An important aspect to be considered in human activity recognition is the data source to be used. As a data source, the use of different types of sensors has been proposed, as in the work presented by Arnon [6]. In recent years, in the topic of recognition and classification of children activities, has been proposed the use of different data sources, such as video cameras, accelerometers, and radio-frequency devices, as in the work presented by Kurashima et al. [7]. Most of the works described in this area collect information for analysis by embedding the sensor directly into a child’s garment to record activity data as is proposed by Nam et al. [8]. This way of data capture has the disadvantage that the devices or sensors used, which are placed in the garments, can interfere directly with the natural action of the children, not allowing them to perform normally the activities to be analyzed.
One way to solve the problem mentioned above is to change the data source to one that does not interfere with the activities to be performed by the study subjects. Under this idea, environmental sound has been used as data source to recognize and classify human activities, as in the works presented by Leeuwen [9] and Galván-Tejada et al. [10], since data capture passes inadvertently to the study group, thus not interfering with the activities to be analyzed.
Environmental sound as data source in child activity classification models is a major challenge due to the complexity of the audio signal analysis process as well as due to the different environmental factors that may interfere during the data capture process, causing that the samples taken do not have the necessary features for their analysis. Therefore an adequate data processing (audio samples) and the choice of an appropriate model that optimizes the process of recognition of the activities becomes of vital importance.
For the correct audio signals processing it is necessary to perform a feature extraction on which the classification model will be based. Given these features, it is possible, with a set of training examples (samples), to label the classes (type of sound to which the samples belong), construct and train a model that predicts the class of a new sample. Once the classification model is constructed, it is possible to perform the process of recognizing an activity through an audio signal, passing the signal through the model so that it can predict which kind of sound it belongs to, based on the information with which the model was trained. In the present work, the accuracy of 5 classification algorithms, Support Vector Machines (SVM), k-Nearest Neighbors (kNN), Random Forests (RF), Extra Trees (ET) and Gradient Boosting (GB) is compared, in the generation of a model of recognition and classification of children activities using environmental sound as a data source.

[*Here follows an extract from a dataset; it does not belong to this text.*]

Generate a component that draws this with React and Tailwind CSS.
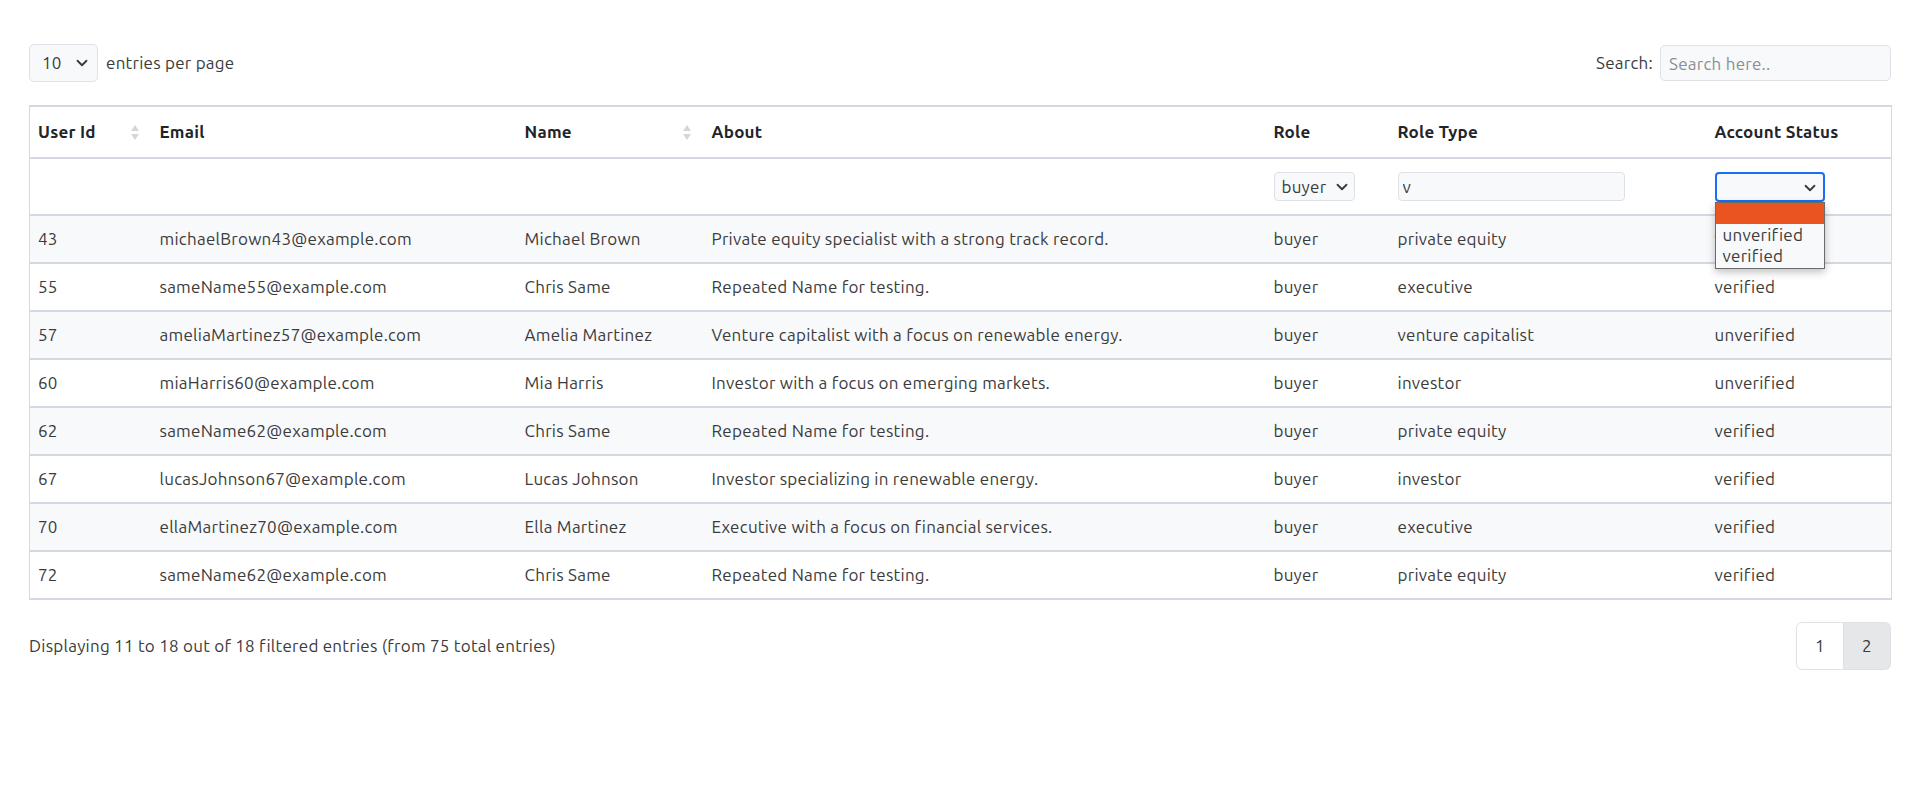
import { useState } from 'react'

const rows = [
  { id: 43, email: 'michaelBrown43@example.com', name: 'Michael Brown', about: 'Private equity specialist with a strong track record.', role: 'buyer', type: 'private equity', status: 'verified' },
  { id: 55, email: 'sameName55@example.com', name: 'Chris Same', about: 'Repeated Name for testing.', role: 'buyer', type: 'executive', status: 'verified' },
  { id: 57, email: 'ameliaMartinez57@example.com', name: 'Amelia Martinez', about: 'Venture capitalist with a focus on renewable energy.', role: 'buyer', type: 'venture capitalist', status: 'unverified' },
  { id: 60, email: 'miaHarris60@example.com', name: 'Mia Harris', about: 'Investor with a focus on emerging markets.', role: 'buyer', type: 'investor', status: 'unverified' },
  { id: 62, email: 'sameName62@example.com', name: 'Chris Same', about: 'Repeated Name for testing.', role: 'buyer', type: 'private equity', status: 'verified' },
  { id: 67, email: 'lucasJohnson67@example.com', name: 'Lucas Johnson', about: 'Investor specializing in renewable energy.', role: 'buyer', type: 'investor', status: 'verified' },
  { id: 70, email: 'ellaMartinez70@example.com', name: 'Ella Martinez', about: 'Executive with a focus on financial services.', role: 'buyer', type: 'executive', status: 'verified' },
  { id: 72, email: 'sameName62@example.com', name: 'Chris Same', about: 'Repeated Name for testing.', role: 'buyer', type: 'private equity', status: 'verified' },
]

function Chevron({ className = '' }) {
  return (
    <svg className={className} width="12" height="12" viewBox="0 0 16 16" fill="none">
      <path d="M2 5l6 6 6-6" stroke="#343a40" strokeWidth="2.4" strokeLinecap="round" strokeLinejoin="round" />
    </svg>
  )
}

function SortIcon() {
  return (
    <span className="flex flex-col items-center gap-[3px]">
      <span className="w-0 h-0 border-x-[4px] border-x-transparent border-b-[6px] border-b-[#d6d6d6]" />
      <span className="w-0 h-0 border-x-[4px] border-x-transparent border-t-[6px] border-t-[#d6d6d6]" />
    </span>
  )
}

function HeadCell({ label, sortable }) {
  return (
    <th className="px-2 text-left font-bold text-[#212529] align-middle">
      <div className="flex items-center justify-between pr-[5px]">
        <span>{label}</span>
        {sortable && <SortIcon />}
      </div>
    </th>
  )
}

export default function App() {
  const [perPage, setPerPage] = useState('10')
  const [roleType, setRoleType] = useState('v')

  return (
    <div className="min-h-[801px] bg-white px-[29px] pt-[44px] text-[17px] tracking-[0.25px] text-[#3b3b3b]" style={{ fontFamily: 'Ubuntu, "Noto Sans", "Open Sans", sans-serif' }}>
      <div className="flex items-center justify-between">
        <div className="flex items-center gap-[8px]">
          <div className="relative">
            <select
              value={perPage}
              onChange={(e) => setPerPage(e.target.value)}
              className="appearance-none w-[69px] h-[38px] pl-[12px] rounded-[5px] border border-[#dee2e6] bg-[#f8f9fa] text-[#3b3b3b] outline-none"
            >
              <option>5</option>
              <option>10</option>
              <option>15</option>
            </select>
            <Chevron className="absolute right-[10px] top-[13px] pointer-events-none" />
          </div>
          <span>entries per page</span>
        </div>
        <div className="flex items-center gap-[7px]">
          <span>Search:</span>
          <input
            placeholder="Search here.."
            className="w-[231px] h-[36px] px-[8px] rounded-[5px] border border-[#dee2e6] bg-[#f8f9fa] outline-none placeholder:text-[#8a8f94]"
          />
        </div>
      </div>

      <table className="mt-[23px] w-[1862px] table-fixed border-collapse border-x border-[#d5d8e0]">
        <colgroup>
          <col className="w-[122px]" />
          <col className="w-[365px]" />
          <col className="w-[187px]" />
          <col className="w-[562px]" />
          <col className="w-[124px]" />
          <col className="w-[317px]" />
          <col className="w-[185px]" />
        </colgroup>
        <thead>
          <tr className="h-[52px] border-y-2 border-[#d5d8e0]">
            <HeadCell label="User Id" sortable />
            <HeadCell label="Email" />
            <HeadCell label="Name" sortable />
            <HeadCell label="About" />
            <HeadCell label="Role" />
            <HeadCell label="Role Type" />
            <HeadCell label="Account Status" />
          </tr>
          <tr className="h-[57px] border-b-2 border-[#d5d8e0]">
            <th />
            <th />
            <th />
            <th />
            <th className="px-2 text-left font-normal">
              <div className="relative w-[81px]">
                <select className="appearance-none w-[81px] h-[29px] pl-[7px] rounded-[4px] border border-[#dee2e6] bg-[#f8f9fa] text-[#3b3b3b] outline-none">
                  <option>buyer</option>
                  <option>seller</option>
                </select>
                <Chevron className="absolute right-[7px] top-[9px] pointer-events-none" />
              </div>
            </th>
            <th className="px-2 text-left font-normal">
              <input
                value={roleType}
                onChange={(e) => setRoleType(e.target.value)}
                className="w-[227px] h-[29px] px-[4px] rounded-[4px] border border-[#dee2e6] bg-[#f8f9fa] text-[#3b3b3b] outline-none"
              />
            </th>
            <th className="px-2 text-left font-normal">
              <div className="relative w-[110px]">
                <div className="w-[110px] h-[30px] rounded-[4px] border-2 border-[#1a6ef5] bg-[#f8f9fa]" />
                <Chevron className="absolute right-[9px] top-[10px] pointer-events-none" />
                <div className="absolute left-0 top-[30px] w-[110px] z-10 border border-[#6b6b6b] bg-[#f8f9fa] text-left shadow-[0_3px_8px_rgba(0,0,0,0.25)] leading-[21px]">
                  <div className="h-[21px] bg-[#e95420]" />
                  <div className="px-[7px] text-[#3b3b3b]">unverified</div>
                  <div className="px-[7px] pb-[2px] text-[#3b3b3b]">verified</div>
                </div>
              </div>
            </th>
          </tr>
        </thead>
        <tbody>
          {rows.map((r, i) => (
            <tr key={r.id} className={`h-[48px] border-b-2 border-[#d5d8e0] ${i % 2 === 0 ? 'bg-[#f8f9fb]' : 'bg-white'}`}>
              <td className="px-2">{r.id}</td>
              <td className="px-2">{r.email}</td>
              <td className="px-2">{r.name}</td>
              <td className="px-2">{r.about}</td>
              <td className="px-2">{r.role}</td>
              <td className="px-2">{r.type}</td>
              <td className="px-2">{r.status}</td>
            </tr>
          ))}
        </tbody>
      </table>

      <div className="mt-[22px] flex items-center justify-between">
        <span>Displaying 11 to 18 out of 18 filtered entries (from 75 total entries)</span>
        <div className="flex">
          <button className="w-[48px] h-[48px] rounded-l-[6px] border border-[#dee2e6] bg-white text-[#3b3b3b]">1</button>
          <button className="w-[47px] h-[48px] rounded-r-[6px] border border-l-0 border-[#dee2e6] bg-[#e6e7e9] text-[#3b3b3b]">2</button>
        </div>
      </div>
    </div>
  )
}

The activity classification models are constructed by executing the classification algorithms with the data obtained from the audio samples in the feature extraction stage. In the first phase of the methodology proposed, these models are built using the 34 extracted features present in the dataset. Nevertheless, in order to develop a more efficient classification model that can be used in mobile applications, a feature selection is performed to reduce the number of features. Therefore, in this proposal Akaike criterion is applied to re-generate the models with a reduced set of features, finally comparing the results obtained in terms of accuracy.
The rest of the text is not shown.